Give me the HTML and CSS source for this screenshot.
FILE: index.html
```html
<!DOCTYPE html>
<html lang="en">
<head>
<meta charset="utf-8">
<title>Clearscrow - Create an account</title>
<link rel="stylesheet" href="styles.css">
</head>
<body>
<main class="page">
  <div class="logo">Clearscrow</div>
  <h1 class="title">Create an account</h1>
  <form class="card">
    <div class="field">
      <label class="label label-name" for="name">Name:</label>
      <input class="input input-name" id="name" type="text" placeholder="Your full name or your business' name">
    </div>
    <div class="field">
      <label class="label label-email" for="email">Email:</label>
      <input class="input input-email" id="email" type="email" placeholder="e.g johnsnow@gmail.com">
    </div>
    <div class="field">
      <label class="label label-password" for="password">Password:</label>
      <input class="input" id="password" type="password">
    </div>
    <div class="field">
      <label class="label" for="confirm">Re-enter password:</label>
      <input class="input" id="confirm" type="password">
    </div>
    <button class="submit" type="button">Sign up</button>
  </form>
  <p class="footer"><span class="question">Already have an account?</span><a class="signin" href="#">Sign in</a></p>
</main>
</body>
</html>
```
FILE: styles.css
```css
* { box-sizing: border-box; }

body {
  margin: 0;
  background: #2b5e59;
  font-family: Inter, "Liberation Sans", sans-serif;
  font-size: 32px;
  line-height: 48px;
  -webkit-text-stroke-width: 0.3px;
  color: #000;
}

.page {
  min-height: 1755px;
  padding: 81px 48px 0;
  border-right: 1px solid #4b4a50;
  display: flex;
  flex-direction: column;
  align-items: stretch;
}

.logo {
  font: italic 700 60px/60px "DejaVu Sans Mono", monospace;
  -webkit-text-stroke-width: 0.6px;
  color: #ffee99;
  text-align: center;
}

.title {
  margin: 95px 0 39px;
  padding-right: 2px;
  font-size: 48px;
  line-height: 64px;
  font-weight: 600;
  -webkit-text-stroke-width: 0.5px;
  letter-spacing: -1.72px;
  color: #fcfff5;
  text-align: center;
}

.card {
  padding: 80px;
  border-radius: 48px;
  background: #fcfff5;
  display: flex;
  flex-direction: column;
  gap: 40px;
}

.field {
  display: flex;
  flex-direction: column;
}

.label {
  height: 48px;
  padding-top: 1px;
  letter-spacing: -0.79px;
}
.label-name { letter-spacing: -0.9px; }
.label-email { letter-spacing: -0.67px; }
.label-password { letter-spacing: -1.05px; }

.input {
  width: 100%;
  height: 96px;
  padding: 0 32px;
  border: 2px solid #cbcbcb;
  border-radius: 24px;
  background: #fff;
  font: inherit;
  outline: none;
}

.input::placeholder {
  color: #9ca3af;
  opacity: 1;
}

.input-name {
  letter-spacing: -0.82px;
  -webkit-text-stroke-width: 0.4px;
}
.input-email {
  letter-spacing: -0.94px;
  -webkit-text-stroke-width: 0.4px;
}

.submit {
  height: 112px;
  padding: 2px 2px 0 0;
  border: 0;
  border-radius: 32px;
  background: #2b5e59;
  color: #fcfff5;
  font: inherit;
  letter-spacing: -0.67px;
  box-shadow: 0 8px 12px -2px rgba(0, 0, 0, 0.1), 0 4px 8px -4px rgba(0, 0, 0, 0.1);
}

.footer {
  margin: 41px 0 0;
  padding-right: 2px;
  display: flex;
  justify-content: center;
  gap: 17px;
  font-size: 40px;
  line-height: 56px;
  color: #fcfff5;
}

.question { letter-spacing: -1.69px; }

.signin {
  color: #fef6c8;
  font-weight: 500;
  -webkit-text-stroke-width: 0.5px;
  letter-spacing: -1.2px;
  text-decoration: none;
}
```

==

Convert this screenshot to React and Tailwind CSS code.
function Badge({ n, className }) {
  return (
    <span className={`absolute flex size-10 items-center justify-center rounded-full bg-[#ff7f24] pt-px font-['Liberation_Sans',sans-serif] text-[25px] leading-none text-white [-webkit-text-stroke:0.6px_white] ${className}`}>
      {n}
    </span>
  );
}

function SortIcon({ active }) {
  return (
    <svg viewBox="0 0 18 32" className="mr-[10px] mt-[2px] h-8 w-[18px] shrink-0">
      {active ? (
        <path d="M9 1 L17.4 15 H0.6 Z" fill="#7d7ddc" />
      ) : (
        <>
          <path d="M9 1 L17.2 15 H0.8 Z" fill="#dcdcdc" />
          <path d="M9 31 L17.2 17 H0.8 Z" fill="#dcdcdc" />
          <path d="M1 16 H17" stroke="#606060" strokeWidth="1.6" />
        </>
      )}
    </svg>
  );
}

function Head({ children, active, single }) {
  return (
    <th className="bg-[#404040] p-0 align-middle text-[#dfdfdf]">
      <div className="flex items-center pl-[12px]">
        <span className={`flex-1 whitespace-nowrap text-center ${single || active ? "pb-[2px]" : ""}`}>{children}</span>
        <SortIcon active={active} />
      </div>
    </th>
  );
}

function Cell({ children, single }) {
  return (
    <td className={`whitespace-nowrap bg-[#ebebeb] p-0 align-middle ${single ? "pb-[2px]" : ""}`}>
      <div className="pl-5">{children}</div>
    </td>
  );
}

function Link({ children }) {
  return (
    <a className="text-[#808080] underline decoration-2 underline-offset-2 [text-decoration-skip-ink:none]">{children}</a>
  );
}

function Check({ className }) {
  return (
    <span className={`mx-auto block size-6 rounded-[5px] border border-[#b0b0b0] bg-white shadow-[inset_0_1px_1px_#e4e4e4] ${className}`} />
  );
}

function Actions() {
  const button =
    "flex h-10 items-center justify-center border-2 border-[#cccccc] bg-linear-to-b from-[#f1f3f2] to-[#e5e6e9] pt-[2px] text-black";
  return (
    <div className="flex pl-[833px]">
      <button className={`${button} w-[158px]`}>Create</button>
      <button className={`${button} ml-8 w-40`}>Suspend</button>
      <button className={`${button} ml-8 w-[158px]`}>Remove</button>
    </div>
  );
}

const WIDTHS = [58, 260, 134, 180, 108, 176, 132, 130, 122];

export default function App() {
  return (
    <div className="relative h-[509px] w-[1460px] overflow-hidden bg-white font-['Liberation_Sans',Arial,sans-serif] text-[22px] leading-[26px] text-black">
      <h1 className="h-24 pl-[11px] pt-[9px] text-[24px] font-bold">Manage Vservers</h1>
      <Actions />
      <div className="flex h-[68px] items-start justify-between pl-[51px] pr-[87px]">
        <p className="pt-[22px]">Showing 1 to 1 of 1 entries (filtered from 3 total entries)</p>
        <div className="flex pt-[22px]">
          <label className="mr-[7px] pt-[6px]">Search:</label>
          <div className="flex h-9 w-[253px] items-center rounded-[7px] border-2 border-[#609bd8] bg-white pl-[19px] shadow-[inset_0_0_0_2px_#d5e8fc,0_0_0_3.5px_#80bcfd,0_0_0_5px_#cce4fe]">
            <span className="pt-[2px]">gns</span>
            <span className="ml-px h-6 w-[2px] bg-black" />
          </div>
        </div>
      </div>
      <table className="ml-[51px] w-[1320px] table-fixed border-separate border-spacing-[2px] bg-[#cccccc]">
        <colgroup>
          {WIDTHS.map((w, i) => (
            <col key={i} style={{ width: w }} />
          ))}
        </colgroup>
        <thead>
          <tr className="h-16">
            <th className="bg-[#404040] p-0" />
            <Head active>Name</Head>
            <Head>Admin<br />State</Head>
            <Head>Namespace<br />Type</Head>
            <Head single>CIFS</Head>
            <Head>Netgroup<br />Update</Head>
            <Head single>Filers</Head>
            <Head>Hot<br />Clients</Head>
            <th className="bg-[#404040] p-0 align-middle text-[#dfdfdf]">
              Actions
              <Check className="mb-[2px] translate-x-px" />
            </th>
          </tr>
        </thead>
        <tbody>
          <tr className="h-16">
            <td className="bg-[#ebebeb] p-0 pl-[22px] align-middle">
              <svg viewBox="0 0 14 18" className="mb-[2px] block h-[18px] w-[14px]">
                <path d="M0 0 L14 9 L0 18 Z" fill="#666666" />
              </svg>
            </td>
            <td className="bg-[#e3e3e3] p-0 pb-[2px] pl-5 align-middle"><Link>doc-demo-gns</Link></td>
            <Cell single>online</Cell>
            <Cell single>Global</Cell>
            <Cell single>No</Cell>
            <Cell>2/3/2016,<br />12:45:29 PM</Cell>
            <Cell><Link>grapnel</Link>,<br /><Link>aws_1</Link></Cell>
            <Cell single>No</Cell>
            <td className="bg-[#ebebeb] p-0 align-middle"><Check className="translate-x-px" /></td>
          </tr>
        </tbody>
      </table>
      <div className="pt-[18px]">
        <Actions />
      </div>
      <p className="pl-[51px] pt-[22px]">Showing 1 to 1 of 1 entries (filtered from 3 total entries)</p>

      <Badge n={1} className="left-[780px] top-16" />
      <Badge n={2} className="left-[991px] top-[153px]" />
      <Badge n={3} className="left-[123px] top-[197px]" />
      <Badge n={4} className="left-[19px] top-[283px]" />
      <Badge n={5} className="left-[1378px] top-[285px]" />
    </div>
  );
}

...

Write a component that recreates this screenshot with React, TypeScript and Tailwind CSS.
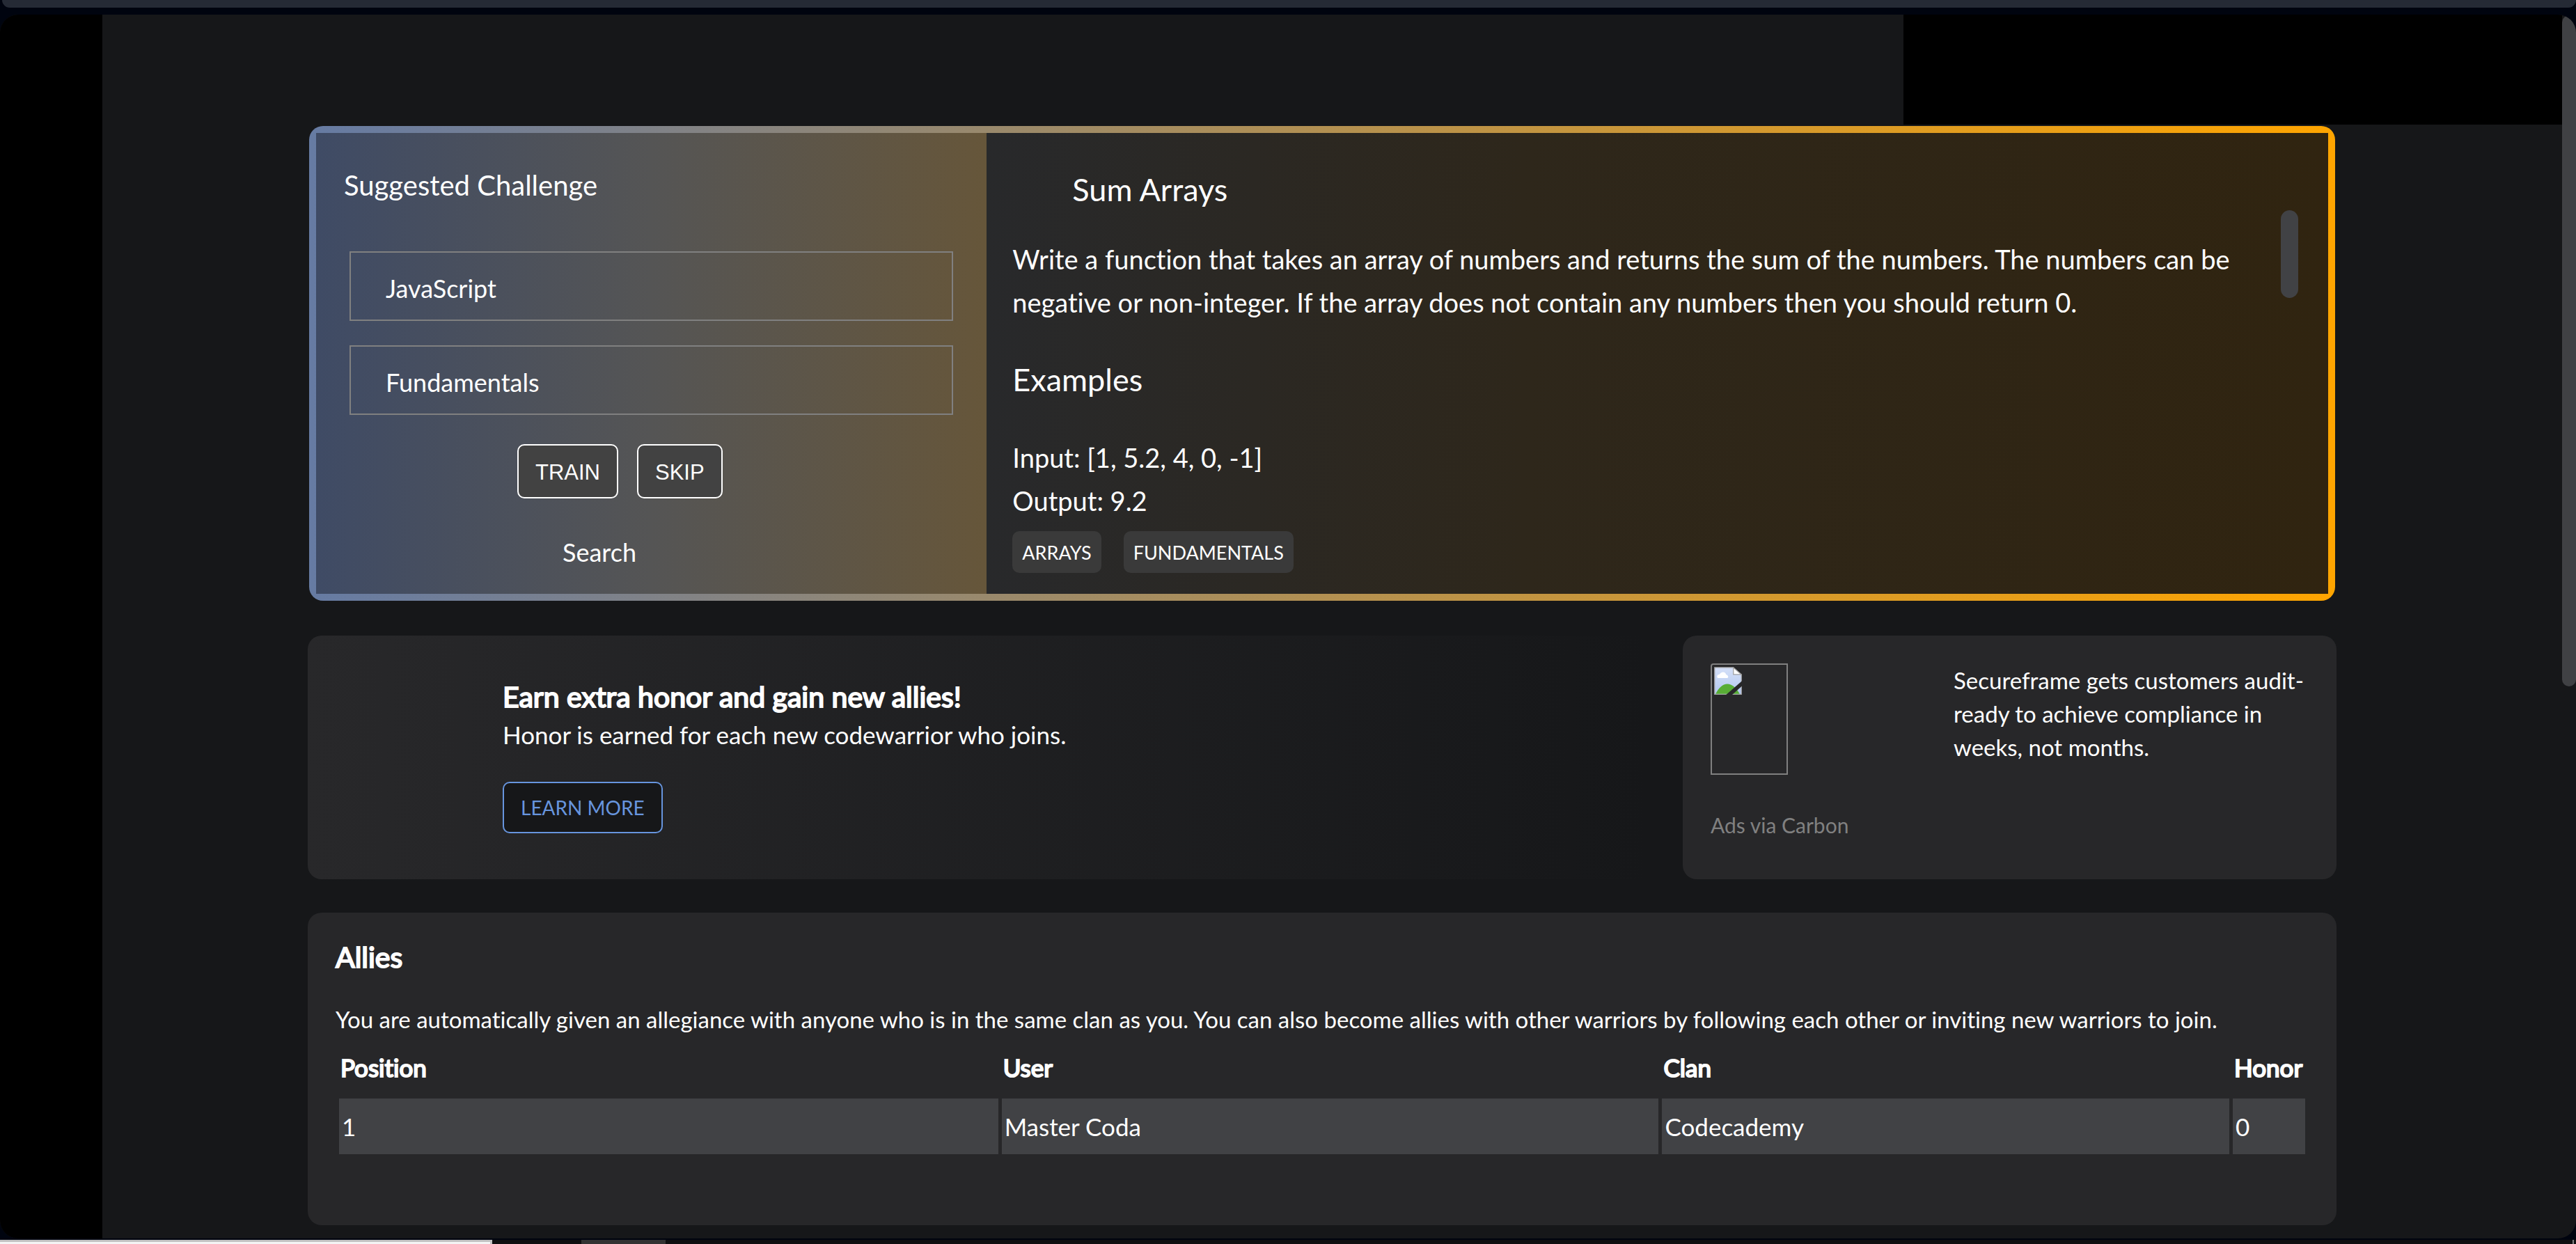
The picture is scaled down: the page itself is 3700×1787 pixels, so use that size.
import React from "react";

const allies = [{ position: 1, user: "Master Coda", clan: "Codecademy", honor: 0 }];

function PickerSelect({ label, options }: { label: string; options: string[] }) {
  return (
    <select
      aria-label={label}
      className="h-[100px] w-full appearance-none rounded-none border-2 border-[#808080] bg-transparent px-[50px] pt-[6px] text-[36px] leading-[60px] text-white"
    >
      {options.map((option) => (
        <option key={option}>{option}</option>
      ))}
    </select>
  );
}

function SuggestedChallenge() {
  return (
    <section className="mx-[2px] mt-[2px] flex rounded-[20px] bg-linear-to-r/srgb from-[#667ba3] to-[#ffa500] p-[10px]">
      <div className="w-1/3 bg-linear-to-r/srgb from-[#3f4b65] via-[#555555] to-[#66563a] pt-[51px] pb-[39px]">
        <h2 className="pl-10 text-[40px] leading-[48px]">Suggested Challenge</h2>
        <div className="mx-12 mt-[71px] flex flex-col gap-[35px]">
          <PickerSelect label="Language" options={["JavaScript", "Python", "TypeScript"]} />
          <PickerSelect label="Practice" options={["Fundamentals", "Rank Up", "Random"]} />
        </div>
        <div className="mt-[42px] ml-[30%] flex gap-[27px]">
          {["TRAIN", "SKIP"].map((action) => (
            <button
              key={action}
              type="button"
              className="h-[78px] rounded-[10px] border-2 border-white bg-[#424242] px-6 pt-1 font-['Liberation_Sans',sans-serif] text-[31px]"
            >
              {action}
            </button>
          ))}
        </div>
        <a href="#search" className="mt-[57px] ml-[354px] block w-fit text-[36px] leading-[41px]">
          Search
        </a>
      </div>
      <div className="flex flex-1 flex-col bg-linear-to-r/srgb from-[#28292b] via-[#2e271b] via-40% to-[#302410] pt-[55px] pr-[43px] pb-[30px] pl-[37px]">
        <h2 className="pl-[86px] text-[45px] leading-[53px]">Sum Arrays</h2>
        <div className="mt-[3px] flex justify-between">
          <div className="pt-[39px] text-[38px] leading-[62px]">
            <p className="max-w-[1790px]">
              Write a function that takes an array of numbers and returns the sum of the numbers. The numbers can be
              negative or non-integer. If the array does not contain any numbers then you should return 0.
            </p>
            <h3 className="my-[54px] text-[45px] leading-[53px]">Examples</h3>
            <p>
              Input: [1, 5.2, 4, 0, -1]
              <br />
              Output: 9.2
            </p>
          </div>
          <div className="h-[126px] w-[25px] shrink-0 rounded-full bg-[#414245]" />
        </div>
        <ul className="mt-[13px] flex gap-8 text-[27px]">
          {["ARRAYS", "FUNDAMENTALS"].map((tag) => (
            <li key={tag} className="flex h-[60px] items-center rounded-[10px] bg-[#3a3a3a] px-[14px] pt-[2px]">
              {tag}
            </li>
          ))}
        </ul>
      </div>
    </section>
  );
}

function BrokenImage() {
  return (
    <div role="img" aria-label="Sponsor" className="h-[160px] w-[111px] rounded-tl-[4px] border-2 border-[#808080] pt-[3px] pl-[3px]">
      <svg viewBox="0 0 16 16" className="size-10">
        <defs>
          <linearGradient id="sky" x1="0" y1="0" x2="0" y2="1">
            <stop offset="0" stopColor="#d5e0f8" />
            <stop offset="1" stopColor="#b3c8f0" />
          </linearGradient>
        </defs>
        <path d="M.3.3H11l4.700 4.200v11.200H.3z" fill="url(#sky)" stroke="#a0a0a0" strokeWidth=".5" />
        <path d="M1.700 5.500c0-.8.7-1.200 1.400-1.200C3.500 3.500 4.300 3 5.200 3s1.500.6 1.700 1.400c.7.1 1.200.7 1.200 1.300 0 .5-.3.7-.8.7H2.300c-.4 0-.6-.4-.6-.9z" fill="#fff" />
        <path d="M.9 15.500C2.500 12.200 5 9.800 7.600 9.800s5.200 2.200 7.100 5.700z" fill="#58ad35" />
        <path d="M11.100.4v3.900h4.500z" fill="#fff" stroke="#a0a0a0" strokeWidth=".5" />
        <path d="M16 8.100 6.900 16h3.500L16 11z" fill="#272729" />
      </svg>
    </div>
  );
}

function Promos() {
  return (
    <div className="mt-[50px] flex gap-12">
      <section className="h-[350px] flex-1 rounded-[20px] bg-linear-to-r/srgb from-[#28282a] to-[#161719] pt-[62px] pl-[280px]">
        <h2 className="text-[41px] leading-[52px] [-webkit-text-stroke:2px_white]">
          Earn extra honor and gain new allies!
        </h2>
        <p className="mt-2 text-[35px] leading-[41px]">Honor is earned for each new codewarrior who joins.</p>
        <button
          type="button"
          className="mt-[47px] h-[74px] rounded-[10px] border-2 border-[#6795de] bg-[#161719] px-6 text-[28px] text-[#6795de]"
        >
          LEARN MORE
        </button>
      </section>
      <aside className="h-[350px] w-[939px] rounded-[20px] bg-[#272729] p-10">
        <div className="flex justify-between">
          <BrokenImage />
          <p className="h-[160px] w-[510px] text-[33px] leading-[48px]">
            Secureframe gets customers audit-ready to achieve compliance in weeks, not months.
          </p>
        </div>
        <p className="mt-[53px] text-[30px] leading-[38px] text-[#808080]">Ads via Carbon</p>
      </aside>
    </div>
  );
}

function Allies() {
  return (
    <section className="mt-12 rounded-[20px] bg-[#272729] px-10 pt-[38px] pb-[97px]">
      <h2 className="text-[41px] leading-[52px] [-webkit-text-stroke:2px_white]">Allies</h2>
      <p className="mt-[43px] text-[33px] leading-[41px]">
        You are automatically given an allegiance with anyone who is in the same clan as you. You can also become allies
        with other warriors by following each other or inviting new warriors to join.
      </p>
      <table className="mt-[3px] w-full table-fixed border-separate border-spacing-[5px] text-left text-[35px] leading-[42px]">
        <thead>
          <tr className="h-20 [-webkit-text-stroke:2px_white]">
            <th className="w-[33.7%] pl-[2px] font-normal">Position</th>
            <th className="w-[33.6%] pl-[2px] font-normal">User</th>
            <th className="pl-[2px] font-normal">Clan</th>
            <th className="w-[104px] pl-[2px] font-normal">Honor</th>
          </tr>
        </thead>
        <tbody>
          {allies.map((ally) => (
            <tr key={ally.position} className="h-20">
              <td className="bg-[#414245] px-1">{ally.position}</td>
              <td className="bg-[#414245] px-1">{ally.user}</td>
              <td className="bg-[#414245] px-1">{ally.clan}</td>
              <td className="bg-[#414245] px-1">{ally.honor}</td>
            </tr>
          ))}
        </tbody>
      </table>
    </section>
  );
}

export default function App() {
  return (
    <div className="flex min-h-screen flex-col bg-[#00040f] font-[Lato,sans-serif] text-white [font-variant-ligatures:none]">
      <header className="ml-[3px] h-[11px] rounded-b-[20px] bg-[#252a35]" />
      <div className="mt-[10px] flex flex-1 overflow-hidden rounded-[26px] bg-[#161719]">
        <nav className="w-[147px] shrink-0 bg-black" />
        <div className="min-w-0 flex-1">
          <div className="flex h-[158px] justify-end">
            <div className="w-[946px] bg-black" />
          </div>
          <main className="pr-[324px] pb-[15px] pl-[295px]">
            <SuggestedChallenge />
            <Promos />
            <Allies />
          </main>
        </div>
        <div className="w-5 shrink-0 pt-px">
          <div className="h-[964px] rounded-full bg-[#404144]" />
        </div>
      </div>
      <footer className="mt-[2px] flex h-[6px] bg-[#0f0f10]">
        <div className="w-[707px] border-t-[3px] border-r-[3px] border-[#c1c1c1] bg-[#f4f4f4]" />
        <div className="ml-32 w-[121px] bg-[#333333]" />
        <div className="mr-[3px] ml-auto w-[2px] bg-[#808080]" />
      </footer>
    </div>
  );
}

Problem statement:
From the entries, copy out each line containing the word "that".

Task output:
Write a component that recreates this screenshot with React, TypeScript and Tailwind CSS.
The picture is scaled down: the page itself is 3700×1787 pixels, so use that size.
              Write a function that takes an array of numbers and returns the sum of the numbers. The numbers can be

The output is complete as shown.